Notice how the “this” pointer is passed as a parameter, it is always first, also note how we only see it on the top method.  This is because the CLR optimizes the code and instead of passing the reference on the stack which would use up more space, it stores it in a register and uses that instead.  It is a CPU level optimization that means your application is faster but debugging can sometimes be harder.  Let’s now dump out the value of “this” by doing "!do 0x01ff66a0"

This shows us that _maxRecurseLevel is 1 million, which is probably too high, so we know what we need to do to fix it.  If we want to guess an accurate figure to use then we can see the current value of the other parameter which we know increments by one each time it is run to see how many we have.  The value on the first stack frame is "i = 0x0001f88c" so we just need to translate that hex number into something readable “? 0x0001f88c”

So we know it bombs out on around 130 thousand recursive calls.

What if we wanted to know how it got into the recursive function?  Well we have no choice but to do a "!CLRStack" and let it finish, I would suggest adding -a so you get all the parameters and also minimising the window after you do it (remember it has 129164 frames to dump, before it gets to the rest of the code!)

If you wish to run, "!CLRStack -a" and when this has finished, which will take a moment or two, you should get:

This shows us that the Main method called our helper – this isn’t strictly true if you look at the source code. Because it is a release build, a lot of code gets optimized out and also the values of many parameters have gone as well.  To see all the values that are readily available and stored on the stack, or have a reference on the stack, do "!dso".  Using all this information we should have enough information to track down the bug and fix it.

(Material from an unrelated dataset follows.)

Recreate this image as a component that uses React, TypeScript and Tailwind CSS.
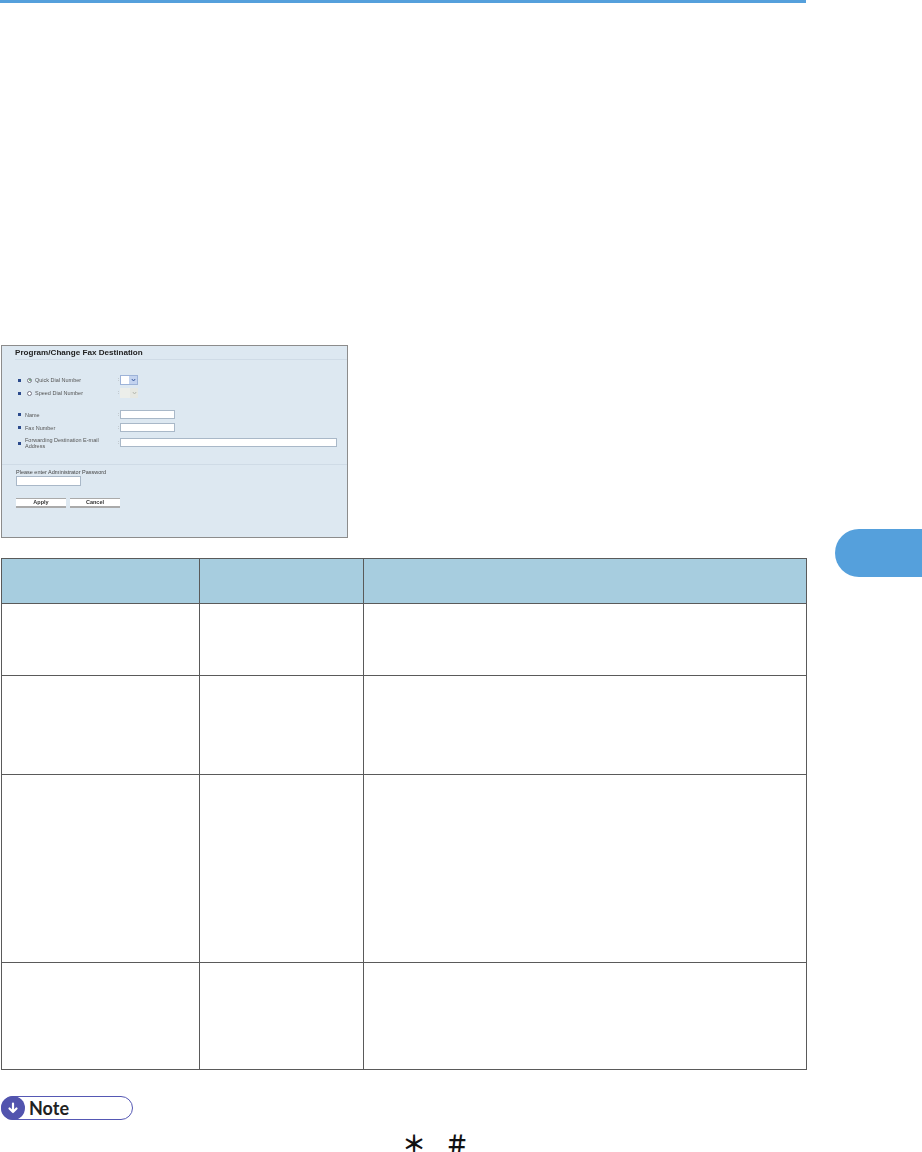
const sans = "font-['Liberation_Sans',Arial,sans-serif]";

function Bullet() {
  return <span className="w-[3px] h-[3px] bg-[#2b4a8c] shrink-0" />;
}

function FormRow({ label, className, children }: { label: React.ReactNode; className: string; children: React.ReactNode }) {
  return (
    <div className={`flex items-center pl-[16px] ${className}`}>
      <Bullet />
      <div className="w-[97px] pl-[4px] flex items-center text-[5.5px] leading-[6px] text-[#555]">{label}</div>
      <span className="w-[2px] text-[5px] text-[#777]">:</span>
      {children}
    </div>
  );
}

function Radio({ on }: { on?: boolean }) {
  return (
    <span className="ml-[2px] mr-[3px] w-[5px] h-[5px] rounded-full border-[0.5px] border-[#778] bg-white flex items-center justify-center shrink-0">
      {on && <span className="w-[2px] h-[2px] rounded-full bg-[#5a9e6a]" />}
    </span>
  );
}

function Select({ disabled }: { disabled?: boolean }) {
  return (
    <div className={`w-[18px] h-[10px] flex ${disabled ? "bg-[#eceeea]" : "bg-white border-[0.5px] border-[#9db3d8]"}`}>
      <div className="flex-1" />
      <div className={`w-[8px] flex items-center justify-center ${disabled ? "bg-[#e6e8e2]" : "bg-[#c3d3ef]"}`}>
        <svg width="5" height="4" viewBox="0 0 5 4" fill="none">
          <path d="M0.8 1 L2.5 3 L4.2 1" stroke={disabled ? "#b5b8b0" : "#3a5a9c"} strokeWidth="1" />
        </svg>
      </div>
    </div>
  );
}

function Field({ className }: { className: string }) {
  return <div className={`bg-white border-[0.5px] border-[#a9b8c8] ${className}`} />;
}

function FaxPanel() {
  return (
    <div className={`w-[347px] h-[193px] ml-px border border-[#8c8c8c] bg-[#dde8f1] flex flex-col ${sans}`}>
      <div className="blur-[0.35px] flex flex-col">
        <div className="ml-[13px] h-[14px] border-b border-[#cfdbe6] pt-[2px] text-[8.1px] leading-[9px] font-bold text-[#222]">
          Program/Change Fax Destination
        </div>
        <FormRow className="mt-[15px] h-[10px]" label={<><Radio on />Quick Dial Number</>}>
          <Select />
        </FormRow>
        <FormRow className="mt-[3px] h-[10px]" label={<><Radio />Speed Dial Number</>}>
          <Select disabled />
        </FormRow>
        <FormRow className="mt-[12px] h-[9px]" label="Name">
          <Field className="w-[55px] h-[9px]" />
        </FormRow>
        <FormRow className="mt-[4px] h-[9px]" label="Fax Number">
          <Field className="w-[55px] h-[9px]" />
        </FormRow>
        <FormRow className="mt-[5px] h-[12px]" label={<span className="w-[88px]">Forwarding Destination E-mail Address</span>}>
          <Field className="w-[217px] h-[9px] -mt-[2px]" />
        </FormRow>
        <div className="mt-[15px] h-px bg-[#cfdbe6]" />
        <div className="mt-[4px] pl-[14px] text-[5.5px] leading-[6px] text-[#444]">Please enter Administrator Password</div>
        <Field className="ml-[14px] mt-[1px] w-[65px] h-[10px]" />
        <div className="ml-[14px] mt-[12px] flex gap-[4px]">
          {["Apply", "Cancel"].map((b) => (
            <div
              key={b}
              className="w-[50px] h-[10px] bg-white border-t border-b-2 border-t-[#aaa] border-b-[#aaa] flex items-center justify-center text-[5.5px] font-bold text-[#333]"
            >
              {b}
            </div>
          ))}
        </div>
      </div>
    </div>
  );
}

function SpecTable() {
  const heights = ["h-[72px]", "h-[99px]", "h-[188px]", "h-[107px]"];
  return (
    <table className="ml-px w-[806px] table-fixed border-collapse mt-[20px]">
      <colgroup>
        <col className="w-[198px]" />
        <col className="w-[164px]" />
        <col />
      </colgroup>
      <thead>
        <tr className="h-[45px] bg-[#a7cddf]">
          <th className="border border-[#5a5a5a]" />
          <th className="border border-[#5a5a5a]" />
          <th className="border border-[#5a5a5a]" />
        </tr>
      </thead>
      <tbody>
        {heights.map((h) => (
          <tr key={h} className={h}>
            <td className="border border-[#5a5a5a]" />
            <td className="border border-[#5a5a5a]" />
            <td className="border border-[#5a5a5a]" />
          </tr>
        ))}
      </tbody>
    </table>
  );
}

function NotePill() {
  return (
    <div className="ml-px mt-[26px] w-[132px] h-[24px] rounded-full border border-[#5558b4] flex items-center bg-white">
      <div className="w-[24px] h-[24px] -ml-px rounded-full bg-[#5254ae] flex items-center justify-center shrink-0">
        <svg width="14" height="14" viewBox="0 0 14 14" fill="none" stroke="#fff" strokeWidth="2.2" strokeLinecap="round" strokeLinejoin="round">
          <path d="M7 2.5V11M3.5 7.5L7 11L10.5 7.5" />
        </svg>
      </div>
      <span className="ml-[4px] text-[18px] leading-none font-bold text-[#222] font-['Lato',sans-serif]">Note</span>
    </div>
  );
}

export default function App() {
  return (
    <div className="w-[922px] h-[1152px] bg-white overflow-hidden flex">
      <div className="w-[807px] shrink-0">
        <div className="w-[806px] h-[3px] bg-[#55a0dc]" />
        <div className="h-[342px]" />
        <FaxPanel />
        <SpecTable />
        <NotePill />
        <div className="mt-[14px] pl-[402px] flex gap-[19px] h-[18px] items-center text-[24px] leading-[18px] font-bold text-[#111] font-['Noto_Sans_CJK_JP',sans-serif]">
          <span>＊</span>
          <span>＃</span>
        </div>
      </div>
      <div className="ml-[28px] mt-[529px] w-[87px] h-[48px] bg-[#55a0dc] rounded-l-[24px]" />
    </div>
  );
}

As promised, I said I would cover the example where possible in Visual Studio 2008. If you start up Visual Studio, go to file à open solution and browse to the dmp file.  When it has loaded, go to the solution explorer and right-click the dump file. Then  choose “Debug à Step into new instance”.  When this starts, you will be prompted with the exception a “Stack overflow” so we know what went wrong.  If you click "break" you can get into the debugger.

Things to note are that the call stack is wrong, it just shows one function which is obviously not right and it shows a page of disassembly, but it isn’t easy to see where you are. To find the current line you need to show the registers window, and look at the value for eip which gives the address you are currently at..

So we are unable to get a native stack trace to see where we are. Instead, let’s just go ahead and load the sos.dll and get a "!CLRStack".  If you open the command window (ViewàOther WindowsàCommand Window) when this opens, if you have a “>” prompt then type "immed" to get into the immediate mode.

If you then type ".load sos" – I have to admit here that the syntax is indeed easier in Visual Studio to load sos.dll than in cdb.  This should show that the dll is loaded, now do "!CLRStack -a":  But be warned it will take a long time to complete, and while it is doing it you won’t be able to use it or stop it unless you kill Visual Studio.  I have always killed Visual Studio after about 20 minutes, if you have a faster machine or more patience then it might well finish.

When it has finished, you can continue from where we get the trace in cdb so “!Name2EE * example2.StackOverflow” and take the value from “MethodTable:” and do "!DumpMT -md 019631a4” which then gives you the method description, which you can then run "!DumpIL" against.

Obviously this was a demo rigged in cdb‘s favour but Visual Studio really is slower and there are other times when it is noticeably so. Another one that I will go into further in a future article is the wonderful command "!DumpHeap -stat" – this is what we use to track down memory leaks as it shows a list of all the different types of objects and how much memory they are using so you can see at a glance exactly where your memory is going.  Let’s do "!DumpHeap -stat" in cdb:

This shows us all the objects ordered by increasing memory usage, so the further down the list the more memory that type is using.  In this view we get the method table, the count and also the total size.  I have highlighted example2.StackOverflow because it is another simple way to get the details of a class that we want to explore further, in this case we have one instance of it so it is trivial, if it was System.String, or an often-used class, then there would be more work involved in tracking down the right one.  To find specific instances of classes do "!DumpHeap -type example2" (or -type example2.StackOverflow, as it is a substring match, both will work):

If you did !DumpHeap -type System.String or some other class then, as mentioned, there would be far more than one listed.  If we want to view the object we simply do “!do 01ff66a0” which is the address of the object and again we can see the value of _maxRecurseLevel:

Summary:

I have covered quite a range of topics in this article and hopefully have explained how the CLR handles exceptions in the context of the unmanaged runtime.  It is important to understand how it works, because the use of exceptions within your own code is such a fundamental part of .NET programming; understanding how it works will help when you are debugging an issue in cdb and you are not even getting .NET exceptions.

If  you can take a memory dump from a customer or a live production server, then it is such an easy way to fix problems because you can easily see the cause of a crash or other event. If you want an example of how these are used, Microsoft has a service where, when you get a crash, it can suggest a kb or support page to help solve the issue. Dr watson (dw20)  can take a memory dump of the process, and this dump is then uploaded to their servers; then stacks are analyzed against known issues to automatically redirect you to a kb or support page to help solve the issue.  Microsoft reviews the most common crashes in each product, and it is a very good way for them to fix issues that are actually affecting users. If you supply software yourselves, then I would recommend adding something to your products so you can get user memory dumps as and when necessary.

As for cdb / Visual Studio, I believe if you take the time to learn how the debugging tools for Windows work, you will find the effort pays off.  I can’t promise that you will need to use the skills regularly, but I will guarantee that, at some point, they will be invaluable.